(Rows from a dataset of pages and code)
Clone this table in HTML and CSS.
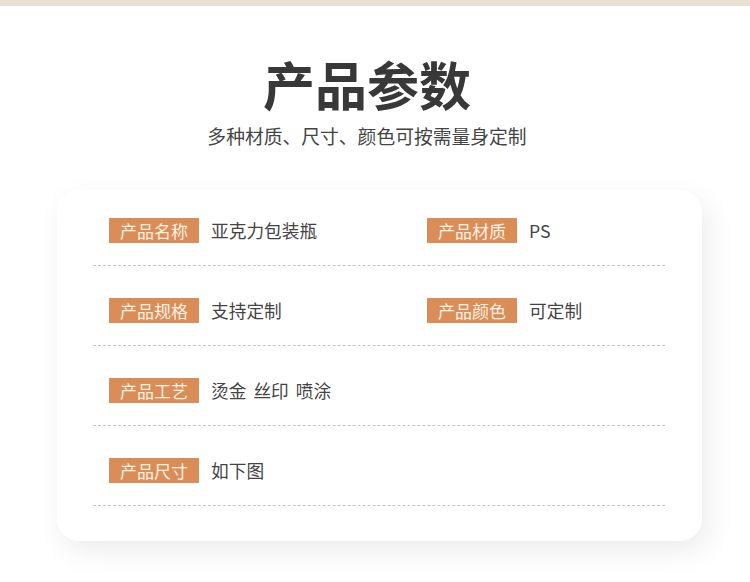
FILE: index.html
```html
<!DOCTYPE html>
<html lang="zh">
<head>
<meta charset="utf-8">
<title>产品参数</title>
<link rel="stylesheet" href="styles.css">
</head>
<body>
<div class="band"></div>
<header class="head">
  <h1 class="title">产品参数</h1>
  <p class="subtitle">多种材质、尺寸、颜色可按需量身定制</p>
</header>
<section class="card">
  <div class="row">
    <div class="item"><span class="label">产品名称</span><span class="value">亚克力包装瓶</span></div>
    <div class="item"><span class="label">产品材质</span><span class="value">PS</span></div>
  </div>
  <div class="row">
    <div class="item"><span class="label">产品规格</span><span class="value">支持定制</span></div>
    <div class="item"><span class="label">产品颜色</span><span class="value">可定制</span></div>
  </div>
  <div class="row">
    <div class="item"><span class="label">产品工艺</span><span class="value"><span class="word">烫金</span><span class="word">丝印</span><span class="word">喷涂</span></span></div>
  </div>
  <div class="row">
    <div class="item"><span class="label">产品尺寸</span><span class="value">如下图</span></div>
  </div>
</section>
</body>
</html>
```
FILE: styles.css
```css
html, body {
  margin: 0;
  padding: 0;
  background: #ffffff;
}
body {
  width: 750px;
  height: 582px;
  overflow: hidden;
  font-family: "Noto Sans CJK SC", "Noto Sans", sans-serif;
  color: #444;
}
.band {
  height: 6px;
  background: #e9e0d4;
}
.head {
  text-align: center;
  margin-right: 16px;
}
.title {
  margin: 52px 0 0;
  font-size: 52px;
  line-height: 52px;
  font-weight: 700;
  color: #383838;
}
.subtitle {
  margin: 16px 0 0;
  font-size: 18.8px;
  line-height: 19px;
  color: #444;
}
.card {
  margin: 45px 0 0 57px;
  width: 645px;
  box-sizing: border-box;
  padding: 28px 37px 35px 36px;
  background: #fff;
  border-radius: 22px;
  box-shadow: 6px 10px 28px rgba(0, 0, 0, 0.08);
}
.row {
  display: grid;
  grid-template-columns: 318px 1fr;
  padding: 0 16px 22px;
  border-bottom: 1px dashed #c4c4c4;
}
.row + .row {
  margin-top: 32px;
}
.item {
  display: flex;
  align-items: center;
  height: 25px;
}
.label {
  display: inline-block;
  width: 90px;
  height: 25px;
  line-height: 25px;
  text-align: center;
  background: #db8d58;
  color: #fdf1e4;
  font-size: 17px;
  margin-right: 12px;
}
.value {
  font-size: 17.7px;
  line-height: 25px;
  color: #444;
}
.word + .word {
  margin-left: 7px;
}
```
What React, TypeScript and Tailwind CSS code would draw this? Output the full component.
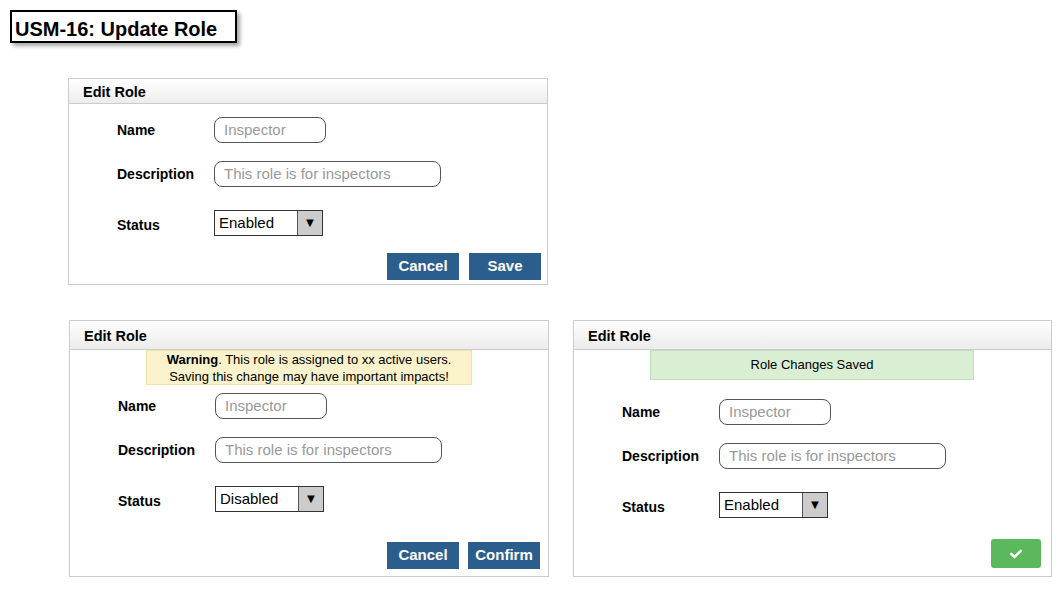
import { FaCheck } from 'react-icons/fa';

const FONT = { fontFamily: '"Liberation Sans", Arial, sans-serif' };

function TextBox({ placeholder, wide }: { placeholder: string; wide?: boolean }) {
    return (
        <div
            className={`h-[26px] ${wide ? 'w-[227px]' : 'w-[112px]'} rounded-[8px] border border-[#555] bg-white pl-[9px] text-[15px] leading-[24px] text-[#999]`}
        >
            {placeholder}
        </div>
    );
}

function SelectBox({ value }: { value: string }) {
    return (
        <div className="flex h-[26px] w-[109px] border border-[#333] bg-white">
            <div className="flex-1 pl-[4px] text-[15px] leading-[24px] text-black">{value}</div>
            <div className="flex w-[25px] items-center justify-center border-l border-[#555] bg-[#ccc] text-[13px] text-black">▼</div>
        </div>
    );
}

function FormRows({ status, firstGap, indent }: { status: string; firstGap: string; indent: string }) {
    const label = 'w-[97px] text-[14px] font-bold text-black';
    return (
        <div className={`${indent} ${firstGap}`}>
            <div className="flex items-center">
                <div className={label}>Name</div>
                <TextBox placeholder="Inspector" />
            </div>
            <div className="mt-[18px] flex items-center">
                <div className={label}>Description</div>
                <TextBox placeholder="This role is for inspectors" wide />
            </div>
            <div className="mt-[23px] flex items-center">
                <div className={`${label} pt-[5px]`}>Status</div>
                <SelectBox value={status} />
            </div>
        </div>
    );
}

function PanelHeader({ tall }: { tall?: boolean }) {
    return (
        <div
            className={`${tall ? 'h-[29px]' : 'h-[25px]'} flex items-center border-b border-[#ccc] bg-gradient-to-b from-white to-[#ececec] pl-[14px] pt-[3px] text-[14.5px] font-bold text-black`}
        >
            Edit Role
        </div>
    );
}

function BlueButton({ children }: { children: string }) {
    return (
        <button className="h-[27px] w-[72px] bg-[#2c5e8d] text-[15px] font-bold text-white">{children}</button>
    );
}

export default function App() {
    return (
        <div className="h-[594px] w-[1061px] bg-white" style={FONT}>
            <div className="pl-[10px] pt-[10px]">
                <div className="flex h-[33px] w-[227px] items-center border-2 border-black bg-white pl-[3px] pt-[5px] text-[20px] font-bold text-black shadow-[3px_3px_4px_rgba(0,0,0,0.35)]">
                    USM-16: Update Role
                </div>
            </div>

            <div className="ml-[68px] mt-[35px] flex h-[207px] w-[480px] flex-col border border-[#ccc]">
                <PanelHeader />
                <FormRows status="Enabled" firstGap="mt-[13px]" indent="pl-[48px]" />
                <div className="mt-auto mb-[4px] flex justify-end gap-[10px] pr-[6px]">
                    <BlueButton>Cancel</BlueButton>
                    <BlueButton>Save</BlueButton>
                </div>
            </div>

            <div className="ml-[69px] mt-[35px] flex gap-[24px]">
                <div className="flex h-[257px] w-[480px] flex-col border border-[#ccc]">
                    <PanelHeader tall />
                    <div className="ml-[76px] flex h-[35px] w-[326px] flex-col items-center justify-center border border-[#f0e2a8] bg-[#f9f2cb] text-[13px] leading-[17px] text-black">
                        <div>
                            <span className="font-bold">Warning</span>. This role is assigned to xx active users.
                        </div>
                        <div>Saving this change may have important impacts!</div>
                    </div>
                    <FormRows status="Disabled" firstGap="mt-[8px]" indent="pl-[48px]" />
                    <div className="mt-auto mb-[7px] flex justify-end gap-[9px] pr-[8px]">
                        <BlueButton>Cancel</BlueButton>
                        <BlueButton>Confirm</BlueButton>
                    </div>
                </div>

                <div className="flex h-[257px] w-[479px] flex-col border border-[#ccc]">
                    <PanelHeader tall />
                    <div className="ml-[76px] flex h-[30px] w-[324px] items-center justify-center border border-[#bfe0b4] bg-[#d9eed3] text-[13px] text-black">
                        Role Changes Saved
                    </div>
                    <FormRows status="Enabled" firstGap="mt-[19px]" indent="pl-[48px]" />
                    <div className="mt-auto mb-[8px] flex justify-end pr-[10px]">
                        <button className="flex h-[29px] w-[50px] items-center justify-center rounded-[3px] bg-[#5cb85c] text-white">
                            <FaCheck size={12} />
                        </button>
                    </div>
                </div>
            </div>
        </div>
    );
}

THE EXERCISE: Reproduce every line above as written, skipping pictures.

TASK ANSWER:
Clone this table in HTML and CSS.
FILE: index.html
```html
<!DOCTYPE html>
<html lang="zh">
<head>
<meta charset="utf-8">
<title>产品参数</title>
<link rel="stylesheet" href="styles.css">
</head>
<body>
<div class="band"></div>
<header class="head">
  <h1 class="title">产品参数</h1>
  <p class="subtitle">多种材质、尺寸、颜色可按需量身定制</p>
</header>
<section class="card">
  <div class="row">
    <div class="item"><span class="label">产品名称</span><span class="value">亚克力包装瓶</span></div>
    <div class="item"><span class="label">产品材质</span><span class="value">PS</span></div>
  </div>
  <div class="row">
    <div class="item"><span class="label">产品规格</span><span class="value">支持定制</span></div>
    <div class="item"><span class="label">产品颜色</span><span class="value">可定制</span></div>
  </div>
  <div class="row">
    <div class="item"><span class="label">产品工艺</span><span class="value"><span class="word">烫金</span><span class="word">丝印</span><span class="word">喷涂</span></span></div>
  </div>
  <div class="row">
    <div class="item"><span class="label">产品尺寸</span><span class="value">如下图</span></div>
  </div>
</section>
</body>
</html>
```
FILE: styles.css
```css
html, body {
  margin: 0;
  padding: 0;
  background: #ffffff;
}
body {
  width: 750px;
  height: 582px;
  overflow: hidden;
  font-family: "Noto Sans CJK SC", "Noto Sans", sans-serif;
  color: #444;
}
.band {
  height: 6px;
  background: #e9e0d4;
}
.head {
  text-align: center;
  margin-right: 16px;
}
.title {
  margin: 52px 0 0;
  font-size: 52px;
  line-height: 52px;
  font-weight: 700;
  color: #383838;
}
.subtitle {
  margin: 16px 0 0;
  font-size: 18.8px;
  line-height: 19px;
  color: #444;
}
.card {
  margin: 45px 0 0 57px;
  width: 645px;
  box-sizing: border-box;
  padding: 28px 37px 35px 36px;
  background: #fff;
  border-radius: 22px;
  box-shadow: 6px 10px 28px rgba(0, 0, 0, 0.08);
}
.row {
  display: grid;
  grid-template-columns: 318px 1fr;
  padding: 0 16px 22px;
  border-bottom: 1px dashed #c4c4c4;
}
.row + .row {
  margin-top: 32px;
}
.item {
  display: flex;
  align-items: center;
  height: 25px;
}
.label {
  display: inline-block;
  width: 90px;
  height: 25px;
  line-height: 25px;
  text-align: center;
  background: #db8d58;
  color: #fdf1e4;
  font-size: 17px;
  margin-right: 12px;
}
.value {
  font-size: 17.7px;
  line-height: 25px;
  color: #444;
}
.word + .word {
  margin-left: 7px;
}
```
What React, TypeScript and Tailwind CSS code would draw this? Output the full component.
import { FaCheck } from 'react-icons/fa';

const FONT = { fontFamily: '"Liberation Sans", Arial, sans-serif' };

function TextBox({ placeholder, wide }: { placeholder: string; wide?: boolean }) {
    return (
        <div
            className={`h-[26px] ${wide ? 'w-[227px]' : 'w-[112px]'} rounded-[8px] border border-[#555] bg-white pl-[9px] text-[15px] leading-[24px] text-[#999]`}
        >
            {placeholder}
        </div>
    );
}

function SelectBox({ value }: { value: string }) {
    return (
        <div className="flex h-[26px] w-[109px] border border-[#333] bg-white">
            <div className="flex-1 pl-[4px] text-[15px] leading-[24px] text-black">{value}</div>
            <div className="flex w-[25px] items-center justify-center border-l border-[#555] bg-[#ccc] text-[13px] text-black">▼</div>
        </div>
    );
}

function FormRows({ status, firstGap, indent }: { status: string; firstGap: string; indent: string }) {
    const label = 'w-[97px] text-[14px] font-bold text-black';
    return (
        <div className={`${indent} ${firstGap}`}>
            <div className="flex items-center">
                <div className={label}>Name</div>
                <TextBox placeholder="Inspector" />
            </div>
            <div className="mt-[18px] flex items-center">
                <div className={label}>Description</div>
                <TextBox placeholder="This role is for inspectors" wide />
            </div>
            <div className="mt-[23px] flex items-center">
                <div className={`${label} pt-[5px]`}>Status</div>
                <SelectBox value={status} />
            </div>
        </div>
    );
}

function PanelHeader({ tall }: { tall?: boolean }) {
    return (
        <div
            className={`${tall ? 'h-[29px]' : 'h-[25px]'} flex items-center border-b border-[#ccc] bg-gradient-to-b from-white to-[#ececec] pl-[14px] pt-[3px] text-[14.5px] font-bold text-black`}
        >
            Edit Role
        </div>
    );
}

function BlueButton({ children }: { children: string }) {
    return (
        <button className="h-[27px] w-[72px] bg-[#2c5e8d] text-[15px] font-bold text-white">{children}</button>
    );
}

export default function App() {
    return (
        <div className="h-[594px] w-[1061px] bg-white" style={FONT}>
            <div className="pl-[10px] pt-[10px]">
                <div className="flex h-[33px] w-[227px] items-center border-2 border-black bg-white pl-[3px] pt-[5px] text-[20px] font-bold text-black shadow-[3px_3px_4px_rgba(0,0,0,0.35)]">
                    USM-16: Update Role
                </div>
            </div>

            <div className="ml-[68px] mt-[35px] flex h-[207px] w-[480px] flex-col border border-[#ccc]">
                <PanelHeader />
                <FormRows status="Enabled" firstGap="mt-[13px]" indent="pl-[48px]" />
                <div className="mt-auto mb-[4px] flex justify-end gap-[10px] pr-[6px]">
                    <BlueButton>Cancel</BlueButton>
                    <BlueButton>Save</BlueButton>
                </div>
            </div>

            <div className="ml-[69px] mt-[35px] flex gap-[24px]">
                <div className="flex h-[257px] w-[480px] flex-col border border-[#ccc]">
                    <PanelHeader tall />
                    <div className="ml-[76px] flex h-[35px] w-[326px] flex-col items-center justify-center border border-[#f0e2a8] bg-[#f9f2cb] text-[13px] leading-[17px] text-black">
                        <div>
                            <span className="font-bold">Warning</span>. This role is assigned to xx active users.
                        </div>
                        <div>Saving this change may have important impacts!</div>
                    </div>
                    <FormRows status="Disabled" firstGap="mt-[8px]" indent="pl-[48px]" />
                    <div className="mt-auto mb-[7px] flex justify-end gap-[9px] pr-[8px]">
                        <BlueButton>Cancel</BlueButton>
                        <BlueButton>Confirm</BlueButton>
                    </div>
                </div>

                <div className="flex h-[257px] w-[479px] flex-col border border-[#ccc]">
                    <PanelHeader tall />
                    <div className="ml-[76px] flex h-[30px] w-[324px] items-center justify-center border border-[#bfe0b4] bg-[#d9eed3] text-[13px] text-black">
                        Role Changes Saved
                    </div>
                    <FormRows status="Enabled" firstGap="mt-[19px]" indent="pl-[48px]" />
                    <div className="mt-auto mb-[8px] flex justify-end pr-[10px]">
                        <button className="flex h-[29px] w-[50px] items-center justify-center rounded-[3px] bg-[#5cb85c] text-white">
                            <FaCheck size={12} />
                        </button>
                    </div>
                </div>
            </div>
        </div>
    );
}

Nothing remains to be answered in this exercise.